How to tell us you haven't actually read the Heroes Act without saying it out loud, right? And that aside, yes, the Judiciary absolutely has the power to overrule congress when congressional activities (legislation, certain kinds of committee actions, etc) don't pass a test of constitutionality. But that's not the case here. Congress didn't do anything unconstitutional, the executive did.

If you don't like the law then repeal the heroes act.

Why? It's fine as is, and has nothing to do with someone from Suburban DC in a dual-income household making $250,000 having a plumber from Idaho work part of his day to pay off some of that prosperous couple's law school debt.

But you don't have the votes to do that so you use the courts instead.

No, Biden, Pelosi, and Schumer didn't have the votes to actually pass legislation aimed at the broader (non-Heroes-Act targeted) audience whose mid-term votes they were looking to buy, so Biden's handlers took a stab at abusing executive power knowing it would still work as a sales pitch for low-information, constitutionally illiterate college students even though it would of course fail scrutiny later. Pelosi, of course, said this out loud in advance, in specific detail. Her own chamber's and party's constitutional lawyers TOLD the Dems this was an unconstitutional violation of the separation of powers, and she said it. Because she knew this is exactly how it would wind up.

Activist Court? Sure, if by "activist," you mean, "acting as the check and balancing power exactly as intended by the founders who wrote the constitution and people of the nation who ratified it." If acting to preserve the separation of powers and keep the power of the purse in congress is "activism," sure, why not, call it that.

Comment Re:Proper title (Score 1) 143

Yes, except that isn't true. 20 seconds on google will find you stuff in UK, Russia, Mexico and pretty much the rest of the planet with rare exceptions. I don't know of any North Kora UFO reports, for example.

20 seconds on Google will also find you ample reports on how the Egyptian pyramids were actually made by aliens, and how mermaids, unicorns, and various forms of Sasquatch/Yeti/Bigfoot are running circles around "scientists" that just can't seem to find a single scrap of Yeti poop, a Sasquatch bone, or a tuft of Bigfoot hair despite - we're assured - thousands of years of them living in the woods behind your house.

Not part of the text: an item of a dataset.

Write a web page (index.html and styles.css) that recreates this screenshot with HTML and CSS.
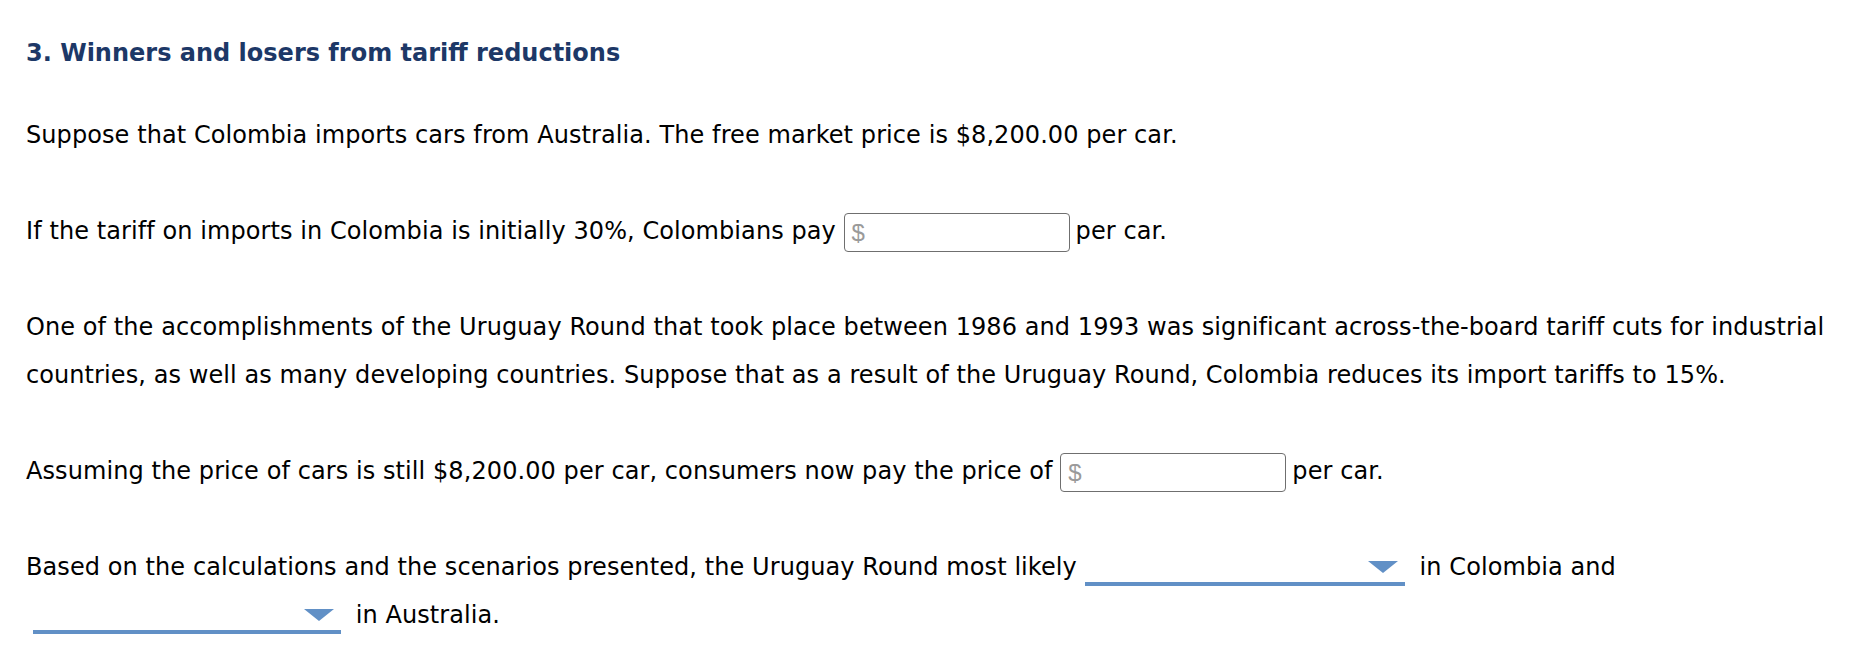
FILE: index.html
```html
<!DOCTYPE html>
<html lang="en">
<head>
<meta charset="utf-8">
<title>Winners and losers from tariff reductions</title>
<link rel="stylesheet" href="styles.css">
</head>
<body>
<main class="question">
  <h2 class="title">3. Winners and losers from tariff reductions</h2>
  <p class="para">Suppose that Colombia imports cars from Australia. The free market price is $8,200.00 per car.</p>
  <p class="para">If the tariff on imports in Colombia is initially 30%, Colombians pay <span class="money"><span class="dollar">$</span></span>per car.</p>
  <p class="para">One of the accomplishments of the Uruguay Round that took place between 1986 and 1993 was significant across-the-board tariff cuts for industrial countries, as well as many developing countries. Suppose that as a result of the Uruguay Round, Colombia reduces its import tariffs to 15%.</p>
  <p class="para">Assuming the price of cars is still $8,200.00 per car, consumers now pay the price of <span class="money"><span class="dollar">$</span></span>per car.</p>
  <p class="para">Based on the calculations and the scenarios presented, the Uruguay Round most likely<span class="dropdown dropdown-wide"><span class="caret"></span></span> in Colombia and <span class="dropdown dropdown-narrow"><span class="caret"></span></span> in Australia.</p>
</main>
</body>
</html>
```

FILE: styles.css
```css
body {
  margin: 0;
  background: #ffffff;
}

.question {
  padding: 0 0 0 26px;
  width: 1840px;
  font-family: "DejaVu Sans", Verdana, sans-serif;
  font-size: 24px;
  letter-spacing: 0.08px;
  color: #000000;
}

.title {
  margin: 38px 0 43px;
  line-height: 30px;
  font-size: 24px;
  font-weight: bold;
  letter-spacing: 0;
  color: #1d3867;
}

.para {
  margin: 0 0 48px;
  line-height: 48px;
}

.money {
  display: inline-block;
  box-sizing: border-box;
  width: 226px;
  height: 39px;
  margin-right: 6px;
  padding: 0 7px;
  border: 1px solid #6f6f6f;
  border-radius: 4px;
  vertical-align: middle;
  line-height: 37px;
}

.dollar {
  font-family: "Liberation Sans", Arial, sans-serif;
  font-size: 24px;
  color: #9a9a9a;
}

.dropdown {
  display: inline-block;
  position: relative;
  box-sizing: border-box;
  height: 36px;
  margin: 0 7px;
  border-bottom: 4px solid #6190c6;
  vertical-align: middle;
}

.dropdown-wide {
  width: 320px;
  margin-left: 8px;
}

.dropdown-narrow {
  width: 308px;
}

.caret {
  position: absolute;
  right: 7px;
  bottom: 9px;
  width: 0;
  height: 0;
  border-left: 15px solid transparent;
  border-right: 15px solid transparent;
  border-top: 12px solid #6190c6;
}
```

20 seconds of Google will indeed find you reports of UFO stuff from all around the world ... but can't find you single piece of real evidence, even one, ever. How about that.

Comment Re:OK, I have to ask (Score 1) 143

Yup and what about $2 billion to Kushner, crickets.

You mean the $2B that you can actually point to as being an investment in businesses that aren't a nest of phony shell LLCs, and which actually pay taxes on earnings, and which didn't distribute cash to ex-wives, and grandchildren? You mean $2B that was actually handled with proper paperwork, and about which both the investor and the company in which the money was invested are happy to discuss with anyone who asks?

Let's compare that to the web of meaningless Biden-spawned LLCs that don't actually produce anything, aren't operating as foreign agents with proper State paperwork, exchange all kinds of internal emails and texts about how to conduct their organizing meetings in secret and use code names and words to obscure the fact that loads of cash are funneled to them from the CCP and corrupt entities in the Ukraine that got beneficial treatment from The Big Guy. See? Exactly the same! Right.

The FBI just got done telling congress that they literally can't vouch for the life of the whistleblower who informed them about a straight-up quid pro quo between millions flowing from Biden's protected interests in Ukraine and bank accounts run by shells of shells of LLCs formed by the Bidens while he was VP. I know, you don't want to hear about any of that because it takes the fun out of your narrative.